YOUR TASK: Locate each line below that includes "React" and reproduce it.

--------

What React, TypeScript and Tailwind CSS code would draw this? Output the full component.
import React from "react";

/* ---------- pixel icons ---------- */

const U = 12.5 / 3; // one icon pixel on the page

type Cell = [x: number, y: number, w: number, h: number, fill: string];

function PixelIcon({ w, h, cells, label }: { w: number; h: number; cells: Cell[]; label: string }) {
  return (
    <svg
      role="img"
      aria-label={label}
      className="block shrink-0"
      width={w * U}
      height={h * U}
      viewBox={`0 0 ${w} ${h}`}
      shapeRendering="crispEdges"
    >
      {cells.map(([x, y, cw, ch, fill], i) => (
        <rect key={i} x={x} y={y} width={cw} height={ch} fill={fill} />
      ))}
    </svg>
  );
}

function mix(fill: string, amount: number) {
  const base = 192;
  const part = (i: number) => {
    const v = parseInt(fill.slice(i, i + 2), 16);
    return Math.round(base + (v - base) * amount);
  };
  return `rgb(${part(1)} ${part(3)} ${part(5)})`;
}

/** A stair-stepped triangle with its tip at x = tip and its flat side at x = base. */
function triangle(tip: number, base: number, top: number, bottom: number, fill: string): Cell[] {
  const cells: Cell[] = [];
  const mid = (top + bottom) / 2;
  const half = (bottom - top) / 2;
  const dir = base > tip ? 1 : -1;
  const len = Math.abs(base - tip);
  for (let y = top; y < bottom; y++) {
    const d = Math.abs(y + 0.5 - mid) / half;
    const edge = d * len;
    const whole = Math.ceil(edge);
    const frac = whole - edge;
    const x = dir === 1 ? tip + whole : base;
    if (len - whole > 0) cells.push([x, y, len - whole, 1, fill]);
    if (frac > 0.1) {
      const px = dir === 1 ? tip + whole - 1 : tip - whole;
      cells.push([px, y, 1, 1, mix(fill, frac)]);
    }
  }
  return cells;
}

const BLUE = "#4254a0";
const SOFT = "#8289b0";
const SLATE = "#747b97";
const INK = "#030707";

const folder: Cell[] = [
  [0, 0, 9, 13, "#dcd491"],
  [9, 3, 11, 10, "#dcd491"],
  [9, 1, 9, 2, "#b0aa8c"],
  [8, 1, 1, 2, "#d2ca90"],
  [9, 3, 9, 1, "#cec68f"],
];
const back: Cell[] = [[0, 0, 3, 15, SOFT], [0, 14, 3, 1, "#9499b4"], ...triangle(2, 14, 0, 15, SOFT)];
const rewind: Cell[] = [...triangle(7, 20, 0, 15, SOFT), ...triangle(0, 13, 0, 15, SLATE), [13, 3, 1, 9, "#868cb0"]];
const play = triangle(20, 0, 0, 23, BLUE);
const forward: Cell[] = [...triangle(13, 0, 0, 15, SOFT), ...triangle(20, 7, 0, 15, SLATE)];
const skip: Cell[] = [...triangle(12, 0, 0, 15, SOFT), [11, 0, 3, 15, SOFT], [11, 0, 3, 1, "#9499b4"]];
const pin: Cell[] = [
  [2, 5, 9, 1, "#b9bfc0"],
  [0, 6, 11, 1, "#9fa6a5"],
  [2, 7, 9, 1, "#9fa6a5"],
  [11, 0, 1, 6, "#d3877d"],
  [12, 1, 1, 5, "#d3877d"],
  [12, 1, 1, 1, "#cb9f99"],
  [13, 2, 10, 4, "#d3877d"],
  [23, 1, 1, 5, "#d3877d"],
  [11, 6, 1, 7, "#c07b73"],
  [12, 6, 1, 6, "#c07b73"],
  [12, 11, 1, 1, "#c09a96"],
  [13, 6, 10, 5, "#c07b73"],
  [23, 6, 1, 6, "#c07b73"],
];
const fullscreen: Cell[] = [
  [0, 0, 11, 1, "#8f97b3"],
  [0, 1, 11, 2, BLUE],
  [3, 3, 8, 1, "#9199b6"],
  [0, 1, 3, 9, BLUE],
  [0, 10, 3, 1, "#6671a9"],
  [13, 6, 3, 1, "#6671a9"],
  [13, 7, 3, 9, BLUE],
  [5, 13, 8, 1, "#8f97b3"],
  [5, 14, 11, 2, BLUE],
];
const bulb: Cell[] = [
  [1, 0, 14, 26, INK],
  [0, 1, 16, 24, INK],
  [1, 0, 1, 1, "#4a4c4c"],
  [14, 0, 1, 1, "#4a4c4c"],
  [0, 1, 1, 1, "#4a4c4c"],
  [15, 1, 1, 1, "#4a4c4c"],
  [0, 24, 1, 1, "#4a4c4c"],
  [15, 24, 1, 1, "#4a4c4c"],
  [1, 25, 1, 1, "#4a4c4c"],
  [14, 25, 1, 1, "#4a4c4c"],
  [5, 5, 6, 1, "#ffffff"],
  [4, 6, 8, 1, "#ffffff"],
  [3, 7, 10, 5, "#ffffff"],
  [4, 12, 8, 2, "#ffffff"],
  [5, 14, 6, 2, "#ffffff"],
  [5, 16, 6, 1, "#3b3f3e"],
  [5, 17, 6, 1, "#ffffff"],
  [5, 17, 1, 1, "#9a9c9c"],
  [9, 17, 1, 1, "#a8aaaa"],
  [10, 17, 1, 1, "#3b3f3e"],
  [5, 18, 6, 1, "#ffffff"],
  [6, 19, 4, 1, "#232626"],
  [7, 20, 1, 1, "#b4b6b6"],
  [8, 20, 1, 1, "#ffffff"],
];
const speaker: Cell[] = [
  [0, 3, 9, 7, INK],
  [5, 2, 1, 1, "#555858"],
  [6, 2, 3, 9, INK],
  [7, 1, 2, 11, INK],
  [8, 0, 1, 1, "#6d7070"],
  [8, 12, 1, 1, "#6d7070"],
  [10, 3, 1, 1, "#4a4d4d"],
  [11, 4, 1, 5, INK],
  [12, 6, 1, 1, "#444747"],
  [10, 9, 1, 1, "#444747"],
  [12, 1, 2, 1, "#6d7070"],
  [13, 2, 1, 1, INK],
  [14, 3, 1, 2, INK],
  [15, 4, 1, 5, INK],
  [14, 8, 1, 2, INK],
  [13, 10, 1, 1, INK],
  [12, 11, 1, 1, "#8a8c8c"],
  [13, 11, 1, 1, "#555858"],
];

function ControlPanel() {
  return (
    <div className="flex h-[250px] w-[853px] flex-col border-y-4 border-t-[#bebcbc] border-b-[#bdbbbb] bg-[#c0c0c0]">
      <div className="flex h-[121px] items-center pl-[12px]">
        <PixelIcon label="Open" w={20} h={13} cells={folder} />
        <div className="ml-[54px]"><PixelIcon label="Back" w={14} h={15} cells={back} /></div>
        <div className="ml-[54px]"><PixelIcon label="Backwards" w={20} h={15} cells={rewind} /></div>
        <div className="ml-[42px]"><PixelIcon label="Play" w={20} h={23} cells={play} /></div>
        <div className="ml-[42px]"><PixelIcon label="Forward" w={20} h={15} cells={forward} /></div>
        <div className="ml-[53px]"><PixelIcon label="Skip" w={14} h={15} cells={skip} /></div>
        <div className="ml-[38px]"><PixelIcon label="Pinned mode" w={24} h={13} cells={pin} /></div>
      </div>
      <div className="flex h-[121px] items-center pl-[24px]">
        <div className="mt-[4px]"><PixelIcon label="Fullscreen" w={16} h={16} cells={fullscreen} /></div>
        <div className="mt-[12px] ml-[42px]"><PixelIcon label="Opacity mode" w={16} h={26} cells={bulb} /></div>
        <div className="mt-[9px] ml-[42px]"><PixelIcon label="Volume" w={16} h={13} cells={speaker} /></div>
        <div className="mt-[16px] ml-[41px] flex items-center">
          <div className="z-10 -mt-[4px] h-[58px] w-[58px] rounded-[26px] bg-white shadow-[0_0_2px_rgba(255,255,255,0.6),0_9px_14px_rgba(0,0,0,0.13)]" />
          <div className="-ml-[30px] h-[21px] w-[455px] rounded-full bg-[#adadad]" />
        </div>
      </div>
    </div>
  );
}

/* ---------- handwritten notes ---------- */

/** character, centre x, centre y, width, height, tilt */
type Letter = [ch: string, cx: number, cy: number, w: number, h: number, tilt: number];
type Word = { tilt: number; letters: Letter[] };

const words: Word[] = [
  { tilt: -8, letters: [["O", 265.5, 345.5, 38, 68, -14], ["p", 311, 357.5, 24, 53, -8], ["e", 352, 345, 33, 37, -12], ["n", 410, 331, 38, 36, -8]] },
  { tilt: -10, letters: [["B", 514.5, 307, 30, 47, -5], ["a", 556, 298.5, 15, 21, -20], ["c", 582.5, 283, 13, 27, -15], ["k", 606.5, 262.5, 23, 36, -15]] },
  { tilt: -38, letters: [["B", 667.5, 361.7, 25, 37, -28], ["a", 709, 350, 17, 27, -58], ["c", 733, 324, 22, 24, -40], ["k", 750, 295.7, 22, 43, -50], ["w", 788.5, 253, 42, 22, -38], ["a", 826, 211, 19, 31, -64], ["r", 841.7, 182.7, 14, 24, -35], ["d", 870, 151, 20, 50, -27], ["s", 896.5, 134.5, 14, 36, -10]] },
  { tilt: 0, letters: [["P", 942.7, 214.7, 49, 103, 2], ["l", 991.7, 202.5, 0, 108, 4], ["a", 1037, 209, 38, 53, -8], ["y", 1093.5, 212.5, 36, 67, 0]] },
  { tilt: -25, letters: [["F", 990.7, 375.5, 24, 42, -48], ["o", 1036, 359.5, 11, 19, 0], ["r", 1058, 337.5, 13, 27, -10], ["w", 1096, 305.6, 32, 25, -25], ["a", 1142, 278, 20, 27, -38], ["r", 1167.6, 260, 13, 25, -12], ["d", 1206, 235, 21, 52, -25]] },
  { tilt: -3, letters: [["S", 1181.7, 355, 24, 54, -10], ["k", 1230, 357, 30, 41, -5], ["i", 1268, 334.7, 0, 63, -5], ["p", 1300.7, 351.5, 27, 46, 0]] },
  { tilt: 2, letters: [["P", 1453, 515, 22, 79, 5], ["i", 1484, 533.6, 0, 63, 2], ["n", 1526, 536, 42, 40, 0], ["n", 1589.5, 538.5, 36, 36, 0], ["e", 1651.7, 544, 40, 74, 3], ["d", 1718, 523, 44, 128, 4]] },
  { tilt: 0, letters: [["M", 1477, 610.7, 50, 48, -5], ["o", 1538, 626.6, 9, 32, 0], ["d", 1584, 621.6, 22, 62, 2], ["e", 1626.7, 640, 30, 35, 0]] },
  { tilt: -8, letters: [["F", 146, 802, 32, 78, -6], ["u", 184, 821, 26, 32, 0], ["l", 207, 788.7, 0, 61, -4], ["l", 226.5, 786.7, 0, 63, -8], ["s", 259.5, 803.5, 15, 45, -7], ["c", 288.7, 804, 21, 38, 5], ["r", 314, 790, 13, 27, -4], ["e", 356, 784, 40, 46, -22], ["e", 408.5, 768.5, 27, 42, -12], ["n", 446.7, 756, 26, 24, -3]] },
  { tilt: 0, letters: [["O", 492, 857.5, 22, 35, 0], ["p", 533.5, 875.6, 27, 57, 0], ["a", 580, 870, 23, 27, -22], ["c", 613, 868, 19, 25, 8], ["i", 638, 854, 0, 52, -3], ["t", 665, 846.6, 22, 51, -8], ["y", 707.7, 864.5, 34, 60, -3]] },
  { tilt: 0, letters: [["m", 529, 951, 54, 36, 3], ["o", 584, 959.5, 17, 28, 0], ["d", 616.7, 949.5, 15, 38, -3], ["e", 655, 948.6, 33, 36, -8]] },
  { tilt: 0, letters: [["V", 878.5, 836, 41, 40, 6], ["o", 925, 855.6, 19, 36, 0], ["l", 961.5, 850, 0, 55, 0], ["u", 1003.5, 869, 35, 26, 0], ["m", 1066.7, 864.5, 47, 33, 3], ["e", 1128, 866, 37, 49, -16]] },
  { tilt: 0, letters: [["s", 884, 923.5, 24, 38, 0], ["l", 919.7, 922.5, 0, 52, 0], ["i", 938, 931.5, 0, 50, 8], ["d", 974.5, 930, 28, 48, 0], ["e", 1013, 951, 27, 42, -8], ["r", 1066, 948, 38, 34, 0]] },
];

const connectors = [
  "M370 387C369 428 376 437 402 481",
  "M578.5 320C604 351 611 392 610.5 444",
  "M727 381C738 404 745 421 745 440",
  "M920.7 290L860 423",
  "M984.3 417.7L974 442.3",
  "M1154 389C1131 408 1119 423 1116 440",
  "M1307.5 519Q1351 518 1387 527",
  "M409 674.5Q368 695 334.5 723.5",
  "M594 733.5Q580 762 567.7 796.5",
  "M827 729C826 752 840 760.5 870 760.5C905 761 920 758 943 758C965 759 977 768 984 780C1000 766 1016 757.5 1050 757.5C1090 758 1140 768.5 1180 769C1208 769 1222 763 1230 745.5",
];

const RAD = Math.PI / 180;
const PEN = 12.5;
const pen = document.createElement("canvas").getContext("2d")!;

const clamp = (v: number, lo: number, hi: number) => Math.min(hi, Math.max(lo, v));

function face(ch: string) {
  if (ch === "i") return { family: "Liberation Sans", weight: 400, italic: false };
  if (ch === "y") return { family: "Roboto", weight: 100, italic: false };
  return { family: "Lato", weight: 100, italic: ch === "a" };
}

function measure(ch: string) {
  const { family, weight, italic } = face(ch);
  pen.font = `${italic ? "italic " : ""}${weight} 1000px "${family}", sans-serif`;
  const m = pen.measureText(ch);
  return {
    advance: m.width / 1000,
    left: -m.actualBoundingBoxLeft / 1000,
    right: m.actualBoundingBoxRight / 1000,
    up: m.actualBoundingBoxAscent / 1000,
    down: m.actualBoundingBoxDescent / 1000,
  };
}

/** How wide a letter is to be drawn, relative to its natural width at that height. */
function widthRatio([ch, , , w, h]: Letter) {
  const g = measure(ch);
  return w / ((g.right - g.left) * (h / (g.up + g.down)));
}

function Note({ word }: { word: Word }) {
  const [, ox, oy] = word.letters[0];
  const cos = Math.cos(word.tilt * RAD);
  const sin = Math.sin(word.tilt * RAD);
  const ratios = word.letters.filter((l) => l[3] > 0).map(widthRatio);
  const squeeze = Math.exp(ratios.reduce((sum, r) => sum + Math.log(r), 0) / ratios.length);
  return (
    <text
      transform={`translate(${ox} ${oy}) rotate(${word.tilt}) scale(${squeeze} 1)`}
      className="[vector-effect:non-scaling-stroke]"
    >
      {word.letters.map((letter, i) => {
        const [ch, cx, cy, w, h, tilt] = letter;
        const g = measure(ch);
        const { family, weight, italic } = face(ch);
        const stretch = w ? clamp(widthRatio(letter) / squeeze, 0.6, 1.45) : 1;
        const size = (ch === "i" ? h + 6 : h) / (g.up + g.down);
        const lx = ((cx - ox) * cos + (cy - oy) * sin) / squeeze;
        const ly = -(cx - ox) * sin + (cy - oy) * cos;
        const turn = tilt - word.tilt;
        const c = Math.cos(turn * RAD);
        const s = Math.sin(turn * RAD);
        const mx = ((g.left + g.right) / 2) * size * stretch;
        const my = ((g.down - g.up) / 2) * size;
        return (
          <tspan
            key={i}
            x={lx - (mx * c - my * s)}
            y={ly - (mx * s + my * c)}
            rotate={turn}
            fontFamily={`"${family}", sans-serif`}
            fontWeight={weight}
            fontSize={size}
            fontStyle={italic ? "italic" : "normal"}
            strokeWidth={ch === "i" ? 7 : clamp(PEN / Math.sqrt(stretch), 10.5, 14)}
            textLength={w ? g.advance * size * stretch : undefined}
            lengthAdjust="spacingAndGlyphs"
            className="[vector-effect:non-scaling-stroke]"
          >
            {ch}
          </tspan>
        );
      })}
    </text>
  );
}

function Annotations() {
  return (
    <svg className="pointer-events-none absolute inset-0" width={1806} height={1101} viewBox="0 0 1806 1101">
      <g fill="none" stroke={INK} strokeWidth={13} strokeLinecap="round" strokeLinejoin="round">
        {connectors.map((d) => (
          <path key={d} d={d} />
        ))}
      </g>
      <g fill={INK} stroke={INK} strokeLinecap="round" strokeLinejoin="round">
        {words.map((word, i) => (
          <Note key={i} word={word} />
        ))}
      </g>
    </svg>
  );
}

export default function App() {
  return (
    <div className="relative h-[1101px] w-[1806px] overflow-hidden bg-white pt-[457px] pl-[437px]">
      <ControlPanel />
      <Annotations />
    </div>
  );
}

--------

ANSWER:
What React, TypeScript and Tailwind CSS code would draw this? Output the full component.
import React from "react";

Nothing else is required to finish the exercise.